Charlottesville is really a neat little town and I could see living here for a while. It would certainly be easier in some ways, but to stay would be burying my head in the sand and pretending that the problems at home don't exist. But I can't just ignore the fact that I have a house there and that whatever net worth I have (a term that sounds utterly silly to me when used in self-reference) is in that house. I still have to meet with the insurance adjuster. (It seems I get a call every week from someone who says the file was just given to them. I'm on adjuster #4 right now. I wonder if he'll still be the guy when I get home.) I have an enormous clean-up job to do. I have to get the house repaired and in habitable condition. I have to do these things and have to figure out how I will pay the bills at the same time. And I have to pray that I will be able to find a way to earn a living that will not be the death of my soul.
This whole ordeal has, however, offered me many opportunities to learn. And one thing that I've learned is that I can actually live somewhere else other than New Orleans after a period of adjustment. For many years, all I could think of was living somewhere else, but the more I traveled, the more I came to appreciate my city for it's unique personality and soulfulness. I've never found anyplace quite like it, with the quirky creativity and wonderful sense of humor of its people. We New Orleanians eventually find a way to laugh at everything that life throws us, even those things that bring us misery.
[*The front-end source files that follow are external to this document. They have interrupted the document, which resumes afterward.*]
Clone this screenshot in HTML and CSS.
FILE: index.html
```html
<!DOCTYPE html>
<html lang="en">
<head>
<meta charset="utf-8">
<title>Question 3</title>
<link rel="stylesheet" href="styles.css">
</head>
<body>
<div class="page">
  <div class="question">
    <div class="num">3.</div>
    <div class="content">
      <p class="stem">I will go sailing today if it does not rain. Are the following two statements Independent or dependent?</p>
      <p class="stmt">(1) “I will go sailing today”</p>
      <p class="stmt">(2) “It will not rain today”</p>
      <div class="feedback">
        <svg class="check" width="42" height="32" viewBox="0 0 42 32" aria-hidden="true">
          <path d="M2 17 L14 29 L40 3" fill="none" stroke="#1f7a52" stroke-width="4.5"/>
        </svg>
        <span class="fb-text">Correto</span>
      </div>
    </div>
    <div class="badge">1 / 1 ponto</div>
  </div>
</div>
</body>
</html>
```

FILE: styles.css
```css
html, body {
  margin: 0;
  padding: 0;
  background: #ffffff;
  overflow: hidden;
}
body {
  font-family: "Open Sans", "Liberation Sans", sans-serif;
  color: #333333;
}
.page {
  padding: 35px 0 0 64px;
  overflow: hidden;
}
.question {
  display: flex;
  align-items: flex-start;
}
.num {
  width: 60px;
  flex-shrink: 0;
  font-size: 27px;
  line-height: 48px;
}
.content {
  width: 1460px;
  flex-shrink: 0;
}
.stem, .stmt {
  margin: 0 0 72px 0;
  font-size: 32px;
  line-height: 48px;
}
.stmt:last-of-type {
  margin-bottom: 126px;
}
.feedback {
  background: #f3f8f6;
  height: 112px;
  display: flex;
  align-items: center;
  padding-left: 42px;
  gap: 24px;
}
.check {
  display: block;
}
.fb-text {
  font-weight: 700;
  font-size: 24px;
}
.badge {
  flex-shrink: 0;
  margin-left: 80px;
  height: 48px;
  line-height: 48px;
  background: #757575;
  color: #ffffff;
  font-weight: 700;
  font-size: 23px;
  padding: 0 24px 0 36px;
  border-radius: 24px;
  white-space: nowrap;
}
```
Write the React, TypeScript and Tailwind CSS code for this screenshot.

All you had to do to see that was drive around the city once people started returning and see the funny things people wrote on their funky refrigerators when they put them on the curb (someone is publishing a book of pictures of these) or the "public art installations" made from the flood-damaged articles in their houses. All funny. That's just how we are. Traveling helped me to not take it all for granted. And in realizing how lucky I am to have been born and raised in such a wonderful place, I've not been able to imagine myself living anywhere else. But now I know that we are an adaptable little family, though maybe we've been okay about it only because we've never considered it to be a permanent move. But it does show me that if I have to move away to complete a PhD, I can make it work. After all, that kind of move is not a permanent thing, either.
One of the things that has been troubling me, though, has been the threat of more such storms in the future. The coastal erosion caused by Katrina has made New Orleans far more vulnerable. And all I have is in that sweet little old house of mine. And the city has suffered such a tremendous blow, who knows what the future will hold. I, personally, think that the future New Orleans will be a much better place if a good bit of the population returns and the economy rebounds. But right now, most of it looks like some fictional post-apocalyptic city and not my beloved home. It's particularly strange to see it so empty. Hopefully, there will be lots of people coming home in January, though I know that may be pie in the sky. At least there will be a little surge as some of us with kids in the few newly chartered magnet schools are coming home.
Well, we're in the throes of an ice storm and I just heard a transformer blow somewhere out there...at least I hope that's what it was. Most of the power lines are below ground around here but I know that there may be lines that are lost that affect us, so I'd better post while I have power. Thank God we have a fireplace. Ohhh...lights flickering! I'll try to be better about posting. It's just been hard for me to do most everything these days.